WORK TO COMPLETE =>
Retype the data that follows line by line, exactly, and leave its pictures out.

++++++++++

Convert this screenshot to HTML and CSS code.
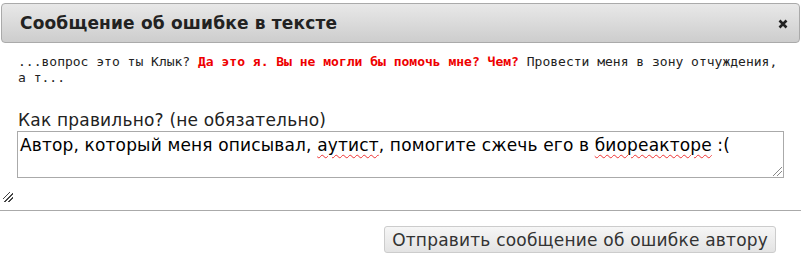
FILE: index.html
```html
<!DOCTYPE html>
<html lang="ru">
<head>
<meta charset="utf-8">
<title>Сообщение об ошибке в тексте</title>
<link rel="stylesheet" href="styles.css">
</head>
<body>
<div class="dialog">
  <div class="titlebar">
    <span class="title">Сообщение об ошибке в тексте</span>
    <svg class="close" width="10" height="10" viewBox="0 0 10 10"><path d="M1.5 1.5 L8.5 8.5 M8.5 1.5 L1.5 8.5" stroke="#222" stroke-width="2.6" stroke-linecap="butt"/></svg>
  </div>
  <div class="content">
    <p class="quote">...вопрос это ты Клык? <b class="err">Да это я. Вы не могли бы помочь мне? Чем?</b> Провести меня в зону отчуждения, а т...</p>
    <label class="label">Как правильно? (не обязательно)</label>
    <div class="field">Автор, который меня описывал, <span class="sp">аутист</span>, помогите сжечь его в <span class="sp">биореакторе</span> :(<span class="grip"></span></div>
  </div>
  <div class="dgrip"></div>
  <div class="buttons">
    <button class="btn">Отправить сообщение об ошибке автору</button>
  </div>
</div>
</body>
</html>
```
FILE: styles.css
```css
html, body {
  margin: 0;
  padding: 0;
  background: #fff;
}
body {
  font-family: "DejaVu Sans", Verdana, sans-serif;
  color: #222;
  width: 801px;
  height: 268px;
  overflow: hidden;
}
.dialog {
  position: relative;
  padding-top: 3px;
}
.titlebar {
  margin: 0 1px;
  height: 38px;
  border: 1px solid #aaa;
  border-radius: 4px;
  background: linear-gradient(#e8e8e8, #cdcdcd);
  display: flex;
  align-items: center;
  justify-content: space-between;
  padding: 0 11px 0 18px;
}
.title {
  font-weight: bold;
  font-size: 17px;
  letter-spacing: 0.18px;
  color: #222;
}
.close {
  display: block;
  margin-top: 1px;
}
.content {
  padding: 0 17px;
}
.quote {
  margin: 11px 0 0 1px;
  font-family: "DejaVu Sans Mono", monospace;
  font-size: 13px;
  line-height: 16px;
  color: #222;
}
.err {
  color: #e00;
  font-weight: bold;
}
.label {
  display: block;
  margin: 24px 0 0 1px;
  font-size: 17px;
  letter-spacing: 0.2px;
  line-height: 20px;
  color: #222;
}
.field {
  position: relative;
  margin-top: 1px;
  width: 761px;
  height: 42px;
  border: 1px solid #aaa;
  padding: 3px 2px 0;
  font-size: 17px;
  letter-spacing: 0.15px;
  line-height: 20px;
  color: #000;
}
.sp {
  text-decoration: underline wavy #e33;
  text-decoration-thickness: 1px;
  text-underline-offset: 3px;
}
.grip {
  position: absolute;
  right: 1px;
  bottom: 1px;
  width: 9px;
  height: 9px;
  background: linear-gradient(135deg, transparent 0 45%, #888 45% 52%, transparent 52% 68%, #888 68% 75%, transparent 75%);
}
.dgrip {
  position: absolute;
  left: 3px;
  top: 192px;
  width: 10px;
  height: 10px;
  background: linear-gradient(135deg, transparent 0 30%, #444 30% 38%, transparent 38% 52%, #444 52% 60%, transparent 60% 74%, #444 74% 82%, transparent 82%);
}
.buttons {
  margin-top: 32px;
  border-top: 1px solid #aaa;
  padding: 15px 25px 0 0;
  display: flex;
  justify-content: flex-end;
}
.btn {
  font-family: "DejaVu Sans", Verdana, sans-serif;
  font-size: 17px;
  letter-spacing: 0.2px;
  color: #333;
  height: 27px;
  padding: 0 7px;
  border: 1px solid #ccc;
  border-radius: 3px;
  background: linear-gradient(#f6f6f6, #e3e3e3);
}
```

++++++++++

ANSWER BELOW =>
Convert this screenshot to HTML and CSS code.
FILE: index.html
```html
<!DOCTYPE html>
<html lang="ru">
<head>
<meta charset="utf-8">
<title>Сообщение об ошибке в тексте</title>
<link rel="stylesheet" href="styles.css">
</head>
<body>
<div class="dialog">
  <div class="titlebar">
    <span class="title">Сообщение об ошибке в тексте</span>
    <svg class="close" width="10" height="10" viewBox="0 0 10 10"><path d="M1.5 1.5 L8.5 8.5 M8.5 1.5 L1.5 8.5" stroke="#222" stroke-width="2.6" stroke-linecap="butt"/></svg>
  </div>
  <div class="content">
    <p class="quote">...вопрос это ты Клык? <b class="err">Да это я. Вы не могли бы помочь мне? Чем?</b> Провести меня в зону отчуждения, а т...</p>
    <label class="label">Как правильно? (не обязательно)</label>
    <div class="field">Автор, который меня описывал, <span class="sp">аутист</span>, помогите сжечь его в <span class="sp">биореакторе</span> :(<span class="grip"></span></div>
  </div>
  <div class="dgrip"></div>
  <div class="buttons">
    <button class="btn">Отправить сообщение об ошибке автору</button>
  </div>
</div>
</body>
</html>
```
FILE: styles.css
```css
html, body {
  margin: 0;
  padding: 0;
  background: #fff;
}
body {
  font-family: "DejaVu Sans", Verdana, sans-serif;
  color: #222;
  width: 801px;
  height: 268px;
  overflow: hidden;
}
.dialog {
  position: relative;
  padding-top: 3px;
}
.titlebar {
  margin: 0 1px;
  height: 38px;
  border: 1px solid #aaa;
  border-radius: 4px;
  background: linear-gradient(#e8e8e8, #cdcdcd);
  display: flex;
  align-items: center;
  justify-content: space-between;
  padding: 0 11px 0 18px;
}
.title {
  font-weight: bold;
  font-size: 17px;
  letter-spacing: 0.18px;
  color: #222;
}
.close {
  display: block;
  margin-top: 1px;
}
.content {
  padding: 0 17px;
}
.quote {
  margin: 11px 0 0 1px;
  font-family: "DejaVu Sans Mono", monospace;
  font-size: 13px;
  line-height: 16px;
  color: #222;
}
.err {
  color: #e00;
  font-weight: bold;
}
.label {
  display: block;
  margin: 24px 0 0 1px;
  font-size: 17px;
  letter-spacing: 0.2px;
  line-height: 20px;
  color: #222;
}
.field {
  position: relative;
  margin-top: 1px;
  width: 761px;
  height: 42px;
  border: 1px solid #aaa;
  padding: 3px 2px 0;
  font-size: 17px;
  letter-spacing: 0.15px;
  line-height: 20px;
  color: #000;
}
.sp {
  text-decoration: underline wavy #e33;
  text-decoration-thickness: 1px;
  text-underline-offset: 3px;
}
.grip {
  position: absolute;
  right: 1px;
  bottom: 1px;
  width: 9px;
  height: 9px;
  background: linear-gradient(135deg, transparent 0 45%, #888 45% 52%, transparent 52% 68%, #888 68% 75%, transparent 75%);
}
.dgrip {
  position: absolute;
  left: 3px;
  top: 192px;
  width: 10px;
  height: 10px;
  background: linear-gradient(135deg, transparent 0 30%, #444 30% 38%, transparent 38% 52%, #444 52% 60%, transparent 60% 74%, #444 74% 82%, transparent 82%);
}
.buttons {
  margin-top: 32px;
  border-top: 1px solid #aaa;
  padding: 15px 25px 0 0;
  display: flex;
  justify-content: flex-end;
}
.btn {
  font-family: "DejaVu Sans", Verdana, sans-serif;
  font-size: 17px;
  letter-spacing: 0.2px;
  color: #333;
  height: 27px;
  padding: 0 7px;
  border: 1px solid #ccc;
  border-radius: 3px;
  background: linear-gradient(#f6f6f6, #e3e3e3);
}
```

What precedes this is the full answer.